C-Prenylation of dihydrochalcones by prenyltransferases AnaPT and its engineered mutants

Prenylated Dihydrochalcones mainly occur in Plants and show various biological activities. In biological systems, the enzymatic introduction of prenyl groups is catalyzed by prenyltransferases. Notably, Fungal prenyltransferases exhibit significant substrate promiscuity, accepting diverse aromatic acceptors and utilizing various prenyl donors. In this study, saturation mutagenesis at I266, a key residue in AnaPT((R)-benzodiazepindinone prenyltransferase from Neosartorya fischer) for dimethylallylating the dihydrochalcone phloretin (1), yielded 19 mutants. Among these, mutants AnaPT_I266A, AnaPT_I266T, and AnaPT_I266C exhibited enhanced selectivity toward 1 compared to the wild-type enzyme. Subsequently, the substrate scope of AnaPT and its mutants was evaluated using four additional Dihydrochalcones in the presence of prenyl donors of varying chain lengths.
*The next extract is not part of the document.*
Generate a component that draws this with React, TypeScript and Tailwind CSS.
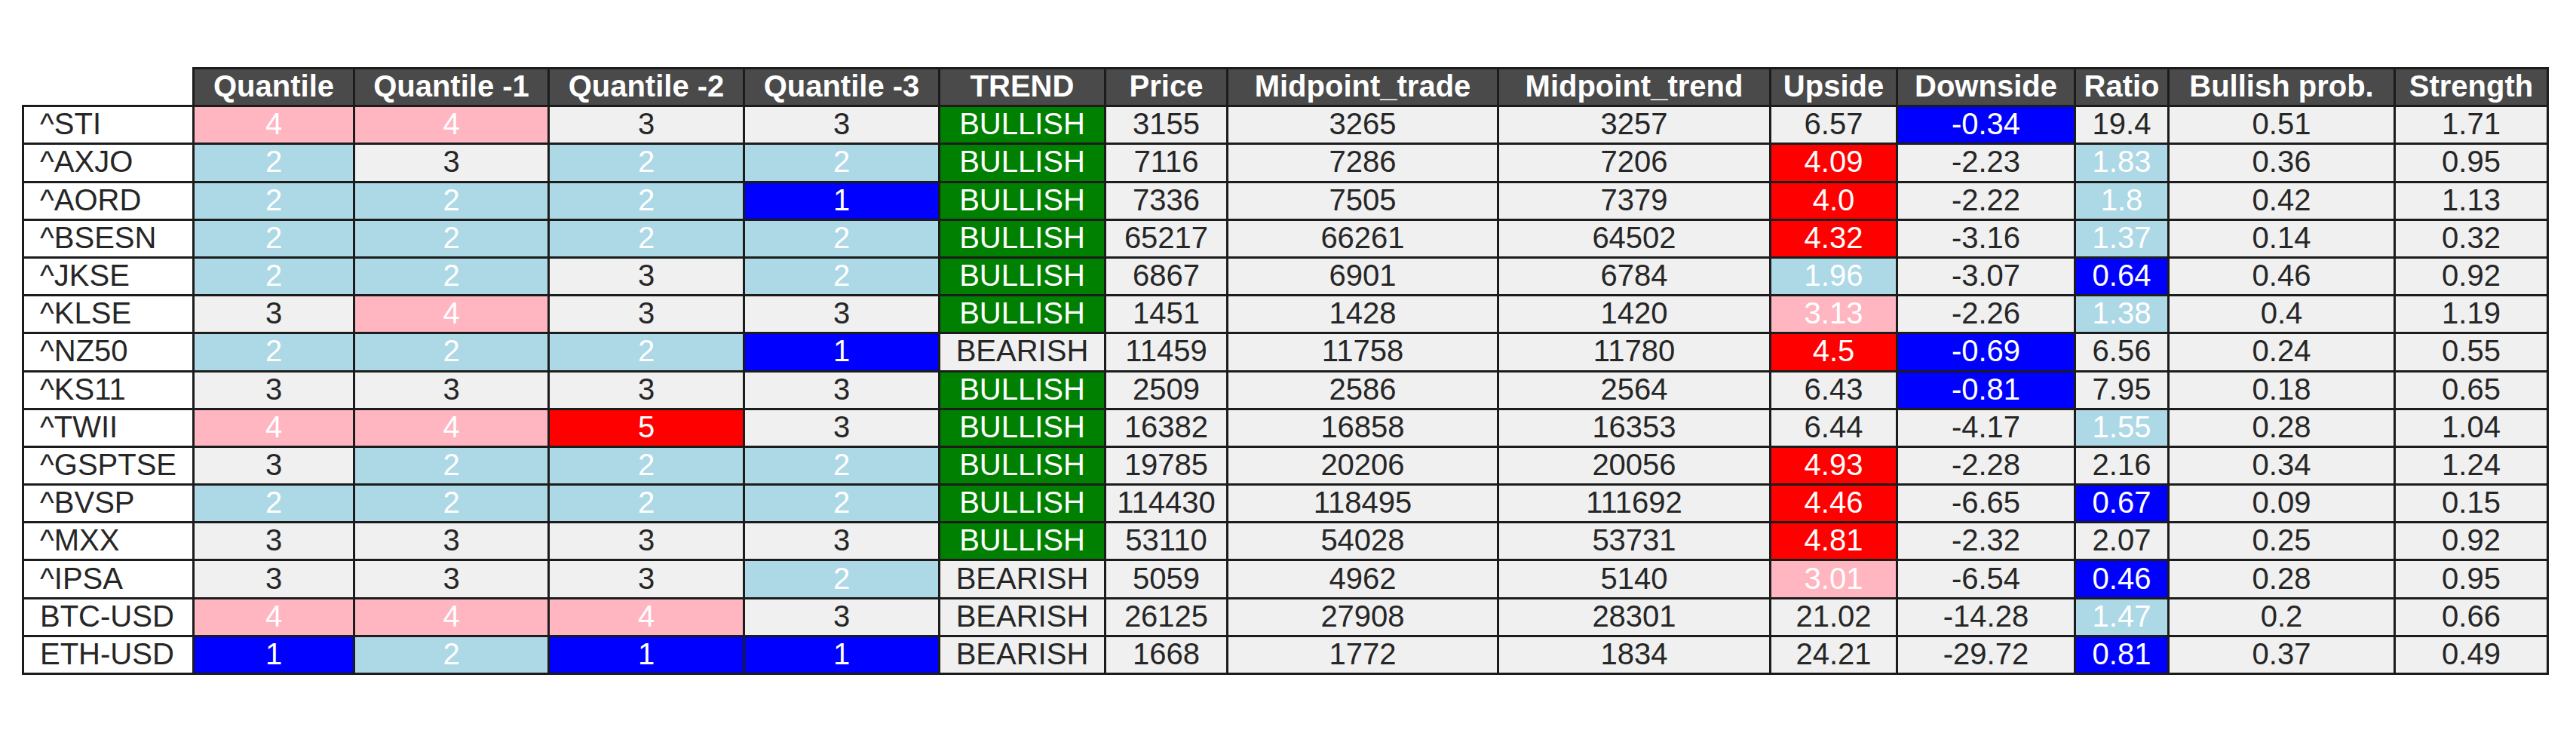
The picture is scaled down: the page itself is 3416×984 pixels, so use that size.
import React from "react";

type Cell = string;

const headers = [
  "Quantile",
  "Quantile -1",
  "Quantile -2",
  "Quantile -3",
  "TREND",
  "Price",
  "Midpoint_trade",
  "Midpoint_trend",
  "Upside",
  "Downside",
  "Ratio",
  "Bullish prob.",
  "Strength",
];

const widths = [
  "w-[226px]",
  "w-[213px]",
  "w-[258px]",
  "w-[259px]",
  "w-[259px]",
  "w-[220px]",
  "w-[162px]",
  "w-[359px]",
  "w-[361px]",
  "w-[168px]",
  "w-[236px]",
  "w-[124px]",
  "w-[300px]",
  "w-[203px]",
];

// value|colour code: p pink, l light blue, b blue, r red, g green
const rows: { name: string; cells: Cell[] }[] = [
  { name: "^STI", cells: ["4|p", "4|p", "3", "3", "BULLISH|g", "3155", "3265", "3257", "6.57", "-0.34|b", "19.4", "0.51", "1.71"] },
  { name: "^AXJO", cells: ["2|l", "3", "2|l", "2|l", "BULLISH|g", "7116", "7286", "7206", "4.09|r", "-2.23", "1.83|l", "0.36", "0.95"] },
  { name: "^AORD", cells: ["2|l", "2|l", "2|l", "1|b", "BULLISH|g", "7336", "7505", "7379", "4.0|r", "-2.22", "1.8|l", "0.42", "1.13"] },
  { name: "^BSESN", cells: ["2|l", "2|l", "2|l", "2|l", "BULLISH|g", "65217", "66261", "64502", "4.32|r", "-3.16", "1.37|l", "0.14", "0.32"] },
  { name: "^JKSE", cells: ["2|l", "2|l", "3", "2|l", "BULLISH|g", "6867", "6901", "6784", "1.96|l", "-3.07", "0.64|b", "0.46", "0.92"] },
  { name: "^KLSE", cells: ["3", "4|p", "3", "3", "BULLISH|g", "1451", "1428", "1420", "3.13|p", "-2.26", "1.38|l", "0.4", "1.19"] },
  { name: "^NZ50", cells: ["2|l", "2|l", "2|l", "1|b", "BEARISH", "11459", "11758", "11780", "4.5|r", "-0.69|b", "6.56", "0.24", "0.55"] },
  { name: "^KS11", cells: ["3", "3", "3", "3", "BULLISH|g", "2509", "2586", "2564", "6.43", "-0.81|b", "7.95", "0.18", "0.65"] },
  { name: "^TWII", cells: ["4|p", "4|p", "5|r", "3", "BULLISH|g", "16382", "16858", "16353", "6.44", "-4.17", "1.55|l", "0.28", "1.04"] },
  { name: "^GSPTSE", cells: ["3", "2|l", "2|l", "2|l", "BULLISH|g", "19785", "20206", "20056", "4.93|r", "-2.28", "2.16", "0.34", "1.24"] },
  { name: "^BVSP", cells: ["2|l", "2|l", "2|l", "2|l", "BULLISH|g", "114430", "118495", "111692", "4.46|r", "-6.65", "0.67|b", "0.09", "0.15"] },
  { name: "^MXX", cells: ["3", "3", "3", "3", "BULLISH|g", "53110", "54028", "53731", "4.81|r", "-2.32", "2.07", "0.25", "0.92"] },
  { name: "^IPSA", cells: ["3", "3", "3", "2|l", "BEARISH", "5059", "4962", "5140", "3.01|p", "-6.54", "0.46|b", "0.28", "0.95"] },
  { name: "BTC-USD", cells: ["4|p", "4|p", "4|p", "3", "BEARISH", "26125", "27908", "28301", "21.02", "-14.28", "1.47|l", "0.2", "0.66"] },
  { name: "ETH-USD", cells: ["1|b", "2|l", "1|b", "1|b", "BEARISH", "1668", "1772", "1834", "24.21", "-29.72", "0.81|b", "0.37", "0.49"] },
];

const tones: Record<string, string> = {
  p: "bg-[#ffb6c1] text-white",
  l: "bg-[#add8e6] text-white",
  b: "bg-[#0000ff] text-white",
  r: "bg-[#ff0000] text-white",
  g: "bg-[#008000] text-white",
  "": "bg-[#f0f0f0] text-[#262626]",
};

export default function App() {
  return (
    <div className="w-[3416px] h-[984px] bg-white font-['Liberation_Sans',Arial,sans-serif]">
      <div className="pt-[89px] pl-[29px]">
        <table className="table-fixed border-collapse text-[40px] leading-none">
          <colgroup>
            {widths.map((w, i) => (
              <col key={i} className={w} />
            ))}
          </colgroup>
          <thead>
            <tr className="h-[50.2px]">
              <th className="border-0 bg-white p-0" />
              {headers.map((h) => (
                <th
                  key={h}
                  className="border-[3px] border-[#1c1c1c] bg-[#4a4a4a] p-0 pb-[4px] text-center font-bold text-white whitespace-nowrap"
                >
                  {h}
                </th>
              ))}
            </tr>
          </thead>
          <tbody>
            {rows.map((row) => (
              <tr key={row.name} className="h-[50.2px]">
                <td className="border-[3px] border-[#1c1c1c] bg-white p-0 pl-[21px] pb-[3px] text-left text-[#262626] whitespace-nowrap">
                  {row.name}
                </td>
                {row.cells.map((c, i) => {
                  const [text, tone = ""] = c.split("|");
                  return (
                    <td
                      key={i}
                      className={`border-[3px] border-[#1c1c1c] p-0 pb-[3px] text-center whitespace-nowrap ${tones[tone]}`}
                    >
                      {text}
                    </td>
                  );
                })}
              </tr>
            ))}
          </tbody>
        </table>
      </div>
    </div>
  );
}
Notably, the I266T mutant enzyme catalyzed the conversion of substrate 3 to a new compound, 3D1, which was not detected in reaction catalyzed by the wild-type enzyme. Compared to the wild-type enzyme, the I266A mutant exhibited a ten-fold increase in the yield of product 3D2. Furthermore, mutant I266T catalyzed the conversion of substrate 3 to product 3G with altered prenyl donor specificity- a reaction that yielded no detectable products with wild-type AnaPT. This enzymatic screening yielded eight prenylated Dihydrochalcones. Among these, seven compounds (2D1, 2D2, 3D1, 3D2, 4D1, 2G, and 3G) represent new structures unreported prior to this study. Structural elucidation confirmed that all products are exclusively C-prenylated Dihydrochalcones, demonstrating the strict chemoselectivity of AnaPT and its engineered variants.

enzymatic catalysis; prenylated dihydrochalcones; prenyltransferases; saturation mutagenesis.